Third-party applications 622 may include any applications developed
by an entity other than the vendor of the particular system. The
applications 620 may use functions available via OS 614, libraries
616, frameworks 618, and presentation layer 624 to create user
interfaces to interact with users.
[0095] Some software architectures use virtual machines, as
illustrated by a virtual machine 628. The virtual machine 628
provides an execution environment where applications/modules can
execute as if they were executing on a hardware machine (such as
the machine 600 of FIG. 6, for example). The virtual machine 628
may be hosted by a host OS (for example, OS 614) or hypervisor, and
may have a virtual machine monitor 626 which manages operation of
the virtual machine 628 and interoperation with the host operating
system. A software architecture, which may be different from
software architecture 602 outside of the virtual machine, executes
within the virtual machine 628 such as an OS 650, libraries 652,
frameworks 654, applications 656, and/or a presentation layer
658.
[0096] FIG. 7 is a block diagram illustrating components of an
example machine 700 configured to read instructions from a
machine-readable medium (for example, a machine-readable storage
medium) and perform any of the features described herein. The
example machine 700 is in a form of a computer system, within which
instructions 716 (for example, in the form of software components)

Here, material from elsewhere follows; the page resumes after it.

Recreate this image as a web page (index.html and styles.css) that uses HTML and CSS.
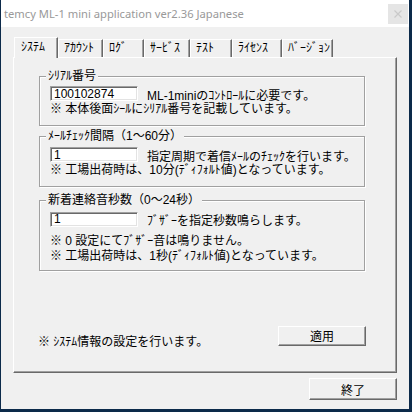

for causing the machine 700 to perform any of the features
described herein may be executed. As such, the instructions 716 may
be used to implement methods or components described herein. The
instructions 716 cause unprogrammed and/or unconfigured machine 700
to operate as a particular machine configured to carry out the
described features. The machine 700 may be configured to operate as
a standalone device or may be coupled (for example, networked) to
other machines. In a networked deployment, the machine 700 may
operate in the capacity of a server machine or a client machine in
a server-client network environment, or as a node in a peer-to-peer
or distributed network environment. Machine 700 may be embodied as,
for example, a server computer, a client computer, a personal
computer (PC), a tablet computer, a laptop computer, a netbook, a
set-top box (STB), a gaming and/or entertainment system, a smart
phone, a mobile device, a wearable device (for example, a smart
watch), and an Internet of Things (IoT) device. Further, although
only a single machine 700 is illustrated, the term "machine"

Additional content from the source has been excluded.